Should a (dev) manager learn ReactJS?

As you might now, I work as a Development Manager. The role is wide but I am basically the manager of a group of developers, testers, etc. It also means I am responsible for hiring and growing my team.

I have a rather long career behind me as a developer and I can move around in almost all “old” languages, ranging from COBOL (well, it might need some refresh before I actually write something useful) and C/C++ to Java and Python (and a bunch of other languages). That is helping me a lot when I work with my teams because they know that I understand their job, and probably understand the challenges they have (most of the time). At the same time, having the feeling of knowing what they do makes it extra important for me (and them) to not interfere but let them do their work (they are probably better than I am at it) except when I happen to know something which can push them in the right direction.

Because I pretty much stopped coding as a primary job back in 2012, my coding has mostly been on my hobby projects to keep my skills alive (and because it is fun), I also do have a tendency of using code as the mean to get data out of APIs when I need to put reports together and cannot think of a better way to get the data I want :-). To not be a developer by trade anymore means that I haven’t really kept up with the last years’ trends when it comes to things like SPAs (Single Page Applications) where the entire app can live in a browser and be written in Javascript.

Do I really need to keep up? I am a manager, not a developer.

Yes I do! Partly because half my team is living in that world which makes it important for me to understand their challenges and need to find ways forward (quite often by just reflecting over the problem with someone who can listen and understand). But I have also found another reason which turns out to be equally important (for me).

I realized a year ago that when I interview developers, my gut feeling means much more than I had realized before.

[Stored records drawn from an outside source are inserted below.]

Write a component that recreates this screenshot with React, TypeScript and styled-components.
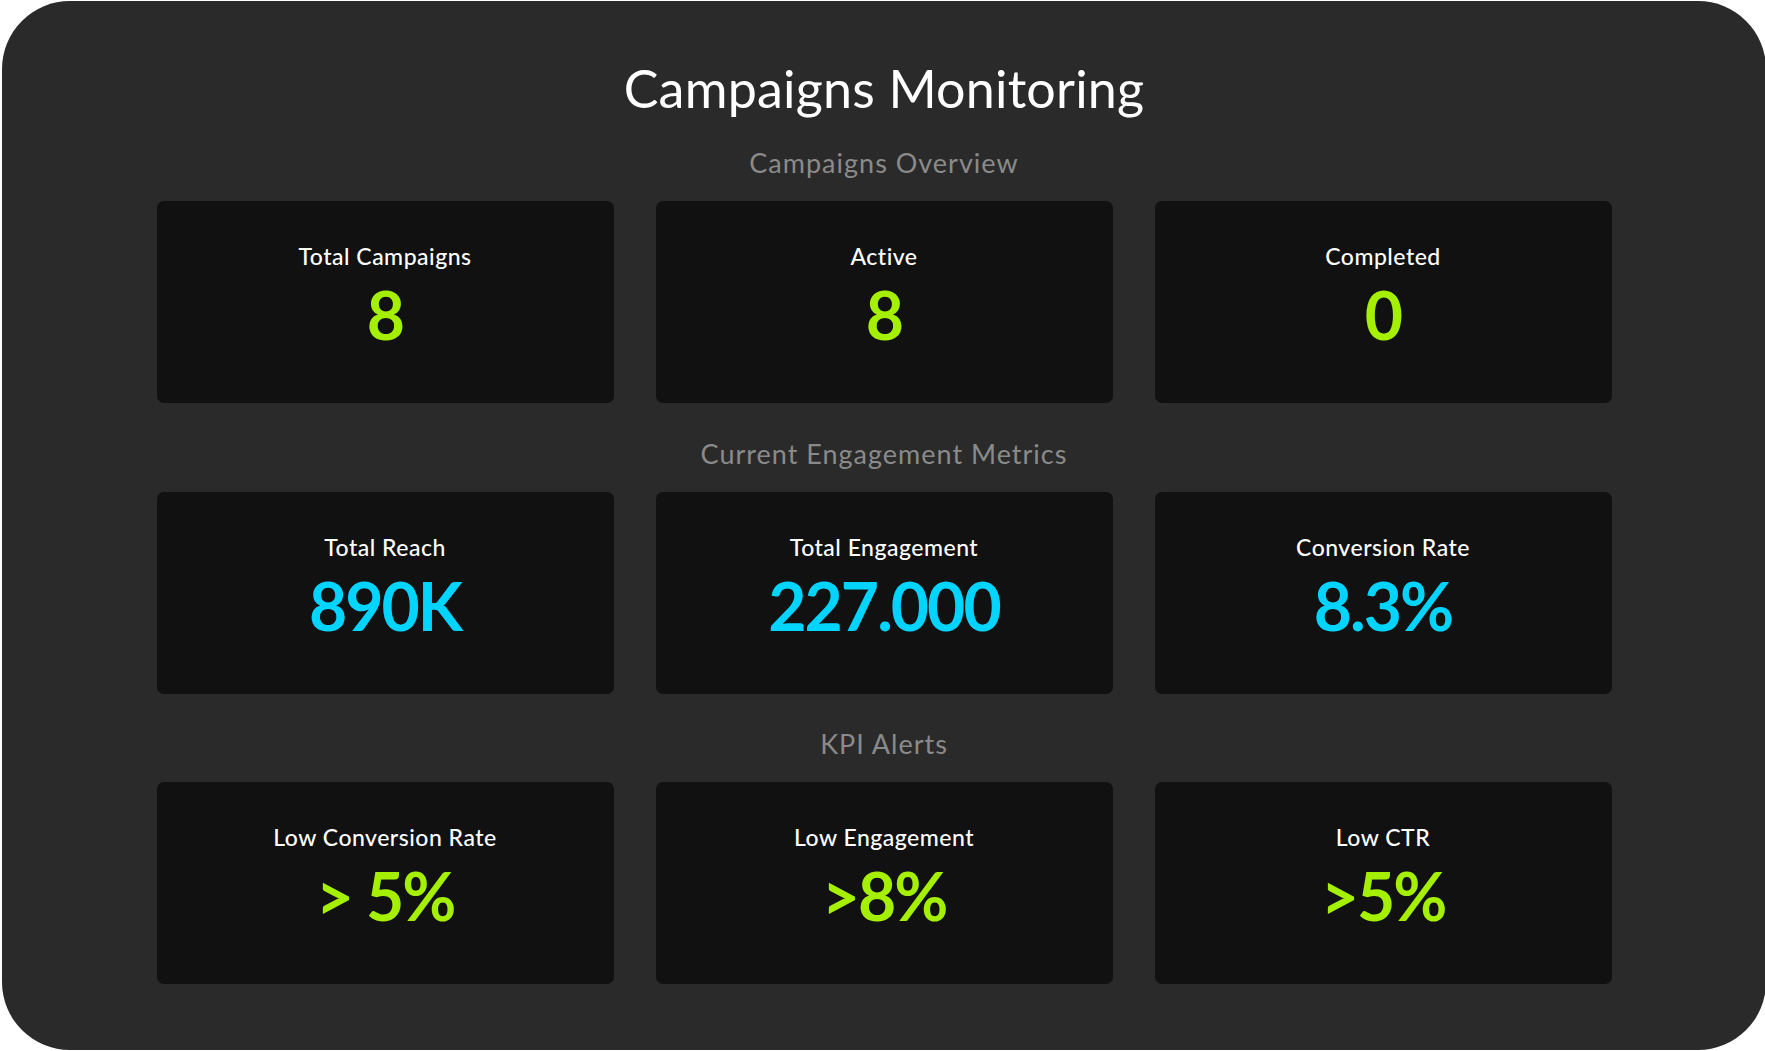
import styled, { createGlobalStyle } from "styled-components";

const GlobalStyle = createGlobalStyle`
  html, body {
    margin: 0;
    padding: 0;
    background: #ffffff;
  }
  body {
    font-family: "Lato", "Noto Sans", sans-serif;
  }
`;

const Panel = styled.main`
  box-sizing: border-box;
  width: 1764px;
  height: 1049px;
  margin: 1px 0 0 2px;
  padding-top: 57px;
  background: #2a2a2a;
  border-radius: 68px;
  display: flex;
  flex-direction: column;
  align-items: center;
`;

const Title = styled.h1`
  margin: 0 0 30px;
  font-size: 52px;
  line-height: 60px;
  font-weight: 400;
  letter-spacing: 0.2px;
  color: #ffffff;
`;

const Section = styled.section`
  display: flex;
  flex-direction: column;
  align-items: center;
  gap: 23px;
  margin-bottom: 35.5px;
`;

const Heading = styled.h2`
  margin: 0;
  font-size: 27px;
  line-height: 30px;
  font-weight: 400;
  letter-spacing: 1px;
  color: #8a8a8a;
`;

const Row = styled.div`
  display: grid;
  grid-template-columns: repeat(3, 457px);
  gap: 42px;
`;

const Card = styled.div`
  box-sizing: border-box;
  height: 202px;
  padding-top: 41px;
  background: #111111;
  border-radius: 7px;
  display: flex;
  flex-direction: column;
  align-items: center;
  gap: 5px;
`;

const Label = styled.div`
  font-size: 23px;
  line-height: 28px;
  font-weight: 500;
  letter-spacing: 0.5px;
  color: #ffffff;
`;

const Value = styled.div<{ $tone: "lime" | "cyan" }>`
  font-size: 66px;
  line-height: 80px;
  font-weight: 700;
  letter-spacing: -2px;
  color: ${({ $tone }) => ($tone === "lime" ? "#a4f000" : "#00d4ff")};
`;

type Metric = { label: string; value: string };

const sections: { heading: string; tone: "lime" | "cyan"; items: Metric[] }[] = [
  {
    heading: "Campaigns Overview",
    tone: "lime",
    items: [
      { label: "Total Campaigns", value: "8" },
      { label: "Active", value: "8" },
      { label: "Completed", value: "0" },
    ],
  },
  {
    heading: "Current Engagement Metrics",
    tone: "cyan",
    items: [
      { label: "Total Reach", value: "890K" },
      { label: "Total Engagement", value: "227.000" },
      { label: "Conversion Rate", value: "8.3%" },
    ],
  },
  {
    heading: "KPI Alerts",
    tone: "lime",
    items: [
      { label: "Low Conversion Rate", value: "> 5%" },
      { label: "Low Engagement", value: ">8%" },
      { label: "Low CTR", value: ">5%" },
    ],
  },
];

export default function App() {
  return (
    <>
      <GlobalStyle />
      <Panel>
        <Title>Campaigns Monitoring</Title>
        {sections.map((s) => (
          <Section key={s.heading}>
            <Heading>{s.heading}</Heading>
            <Row>
              {s.items.map((m) => (
                <Card key={m.label}>
                  <Label>{m.label}</Label>
                  <Value $tone={s.tone}>{m.value}</Value>
                </Card>
              ))}
            </Row>
          </Section>
        ))}
      </Panel>
    </>
  );
}
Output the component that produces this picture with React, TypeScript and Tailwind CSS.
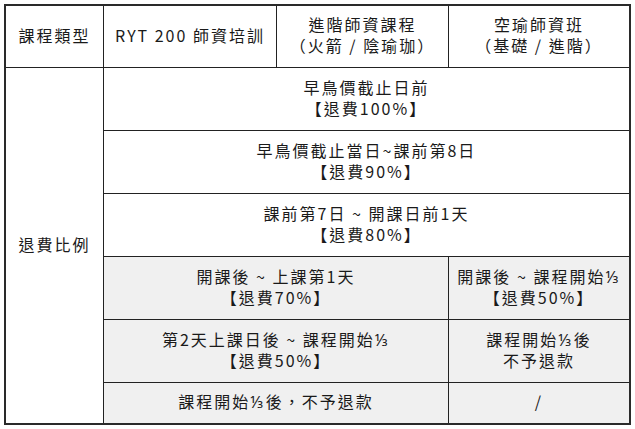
import React from "react";

const font = { fontFamily: '"Noto Sans CJK TC", "Noto Sans", sans-serif' };

function Cell({
  children,
  className = "",
}: {
  children: React.ReactNode;
  className?: string;
}) {
  return (
    <div
      className={
        "flex flex-col items-center justify-center pb-[3px] text-center text-[16px] leading-[21px] tracking-[2px] text-[#1a1a1a] border-[#222] " +
        className
      }
    >
      {children}
    </div>
  );
}

export default function App() {
  return (
    <div className="w-[635px] h-[429px] bg-white pt-[4px] pl-[4px]" style={font}>
      <div className="w-[627px] border-2 border-[#2a2a2a] grid grid-cols-[98px_173px_172px_180px] grid-rows-[62px_63px_63px_63px_63px_63px_40px]">
        <Cell className="border-r border-b">課程類型</Cell>
        <Cell className="border-r border-b">RYT 200 師資培訓</Cell>
        <Cell className="border-r border-b">
          <span>進階師資課程</span>
          <span>（火箭 / 陰瑜珈）</span>
        </Cell>
        <Cell className="border-b">
          <span>空瑜師資班</span>
          <span>（基礎 / 進階）</span>
        </Cell>

        <Cell className="row-span-6 border-r">退費比例</Cell>

        <Cell className="col-span-3 border-b">
          <span>早鳥價截止日前</span>
          <span>【退費100%】</span>
        </Cell>
        <Cell className="col-span-3 border-b">
          <span>早鳥價截止當日~課前第8日</span>
          <span>【退費90%】</span>
        </Cell>
        <Cell className="col-span-3 border-b">
          <span>課前第7日 ~ 開課日前1天</span>
          <span>【退費80%】</span>
        </Cell>

        <Cell className="col-span-2 border-r border-b bg-[#f0f0f0]">
          <span>開課後 ~ 上課第1天</span>
          <span>【退費70%】</span>
        </Cell>
        <Cell className="border-b bg-[#f0f0f0] tracking-[1px]">
          <span>開課後 ~ 課程開始⅓</span>
          <span className="tracking-[2px]">【退費50%】</span>
        </Cell>

        <Cell className="col-span-2 border-r border-b bg-[#f0f0f0]">
          <span>第2天上課日後 ~ 課程開始⅓</span>
          <span>【退費50%】</span>
        </Cell>
        <Cell className="border-b bg-[#f0f0f0]">
          <span>課程開始⅓後</span>
          <span>不予退款</span>
        </Cell>

        <Cell className="col-span-2 border-r bg-[#f0f0f0]">課程開始⅓後，不予退款</Cell>
        <Cell className="bg-[#f0f0f0]">/</Cell>
      </div>
    </div>
  );
}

When interviewing a java developer, I pretty quickly get a gut feeling for if the person on the other end of the table is just talking or if he or she can also walk. Simply put, it is hard to fool me because of my dev background. I am of course not alone, I usually have one or two of my senior developers helping me interviewing and I trust them blindly, but even when we all agree, it feels safe when my gut feeling approves as well. It also happens that I need to do a first interview without one of the devs because they are super busy doing actual work and, when that happens, knowing that you can trust you gut feeling is good.

As I said, I could trust my gut feeling when it comes to interviewing java devs, but when I interviewed front-end developers (javascript) my knowledge in the area was way to outdated. Sure, I had done some html, javascript and even Angular (1.5) but that had been mostly a framework for separating model and view and do data driven web pages. Quite often the end result was pretty messy and unmaintainable and the fact that I couldn’t establish that gut feeling was even more worrying to me than not being sure the candidates are good. To fix that, I decided to learn React, Redux, ES6 etc. well enough to be able to talk about it with candidates to ask questions and know that they would have to respond to what they consider being someone who knows what he is talking about and not simplify it to a manager level.

There were just one way to get there, it was time to take on the developer hat, put myself in front of YouTube and find some really good tutorials. To learn, you also need to do. So I decided to take one of my really old and horrible hobby projects (written with Google Web Toolkit, “write in java, get javascript”) and rewrite it into a modern Single Page Application with ReactJS (and later Redux, which is a must when you’re doing something bigger).

The trip has been super fun! I will probably never work full time as a developer again (never say never) but I have learnt a lot and by now I can, with a good conscience, not just interview front-end developers and trust my gut feeling but also follow and contribute to discussions we have when we do backlog refinement or discuss solutions in general. Besides, I have always loved coding so it has been a bit of an improvement to life in general!

Here are a few suggestions for where to start:

The first video will help you becoming a modern javascript developer, almost guaranteed if you already have a developer background.

Redux, I would suggest that you wait with for a while. When you have written your first application in React, you will notice that you are sending parameters up and down the component hierarchy as attributes in a way that makes you wonder if you are doing things right. With Redux, you get a “store” serving as a single point of truth for all state in the application. That will be a minor revolution for your development but it is good to have seen the issues it solves in reality as well.

Have fun!

ps.
The answer to the question in the headline is, of course, “No, the manger doesn’t need to learn it but do it anyway!”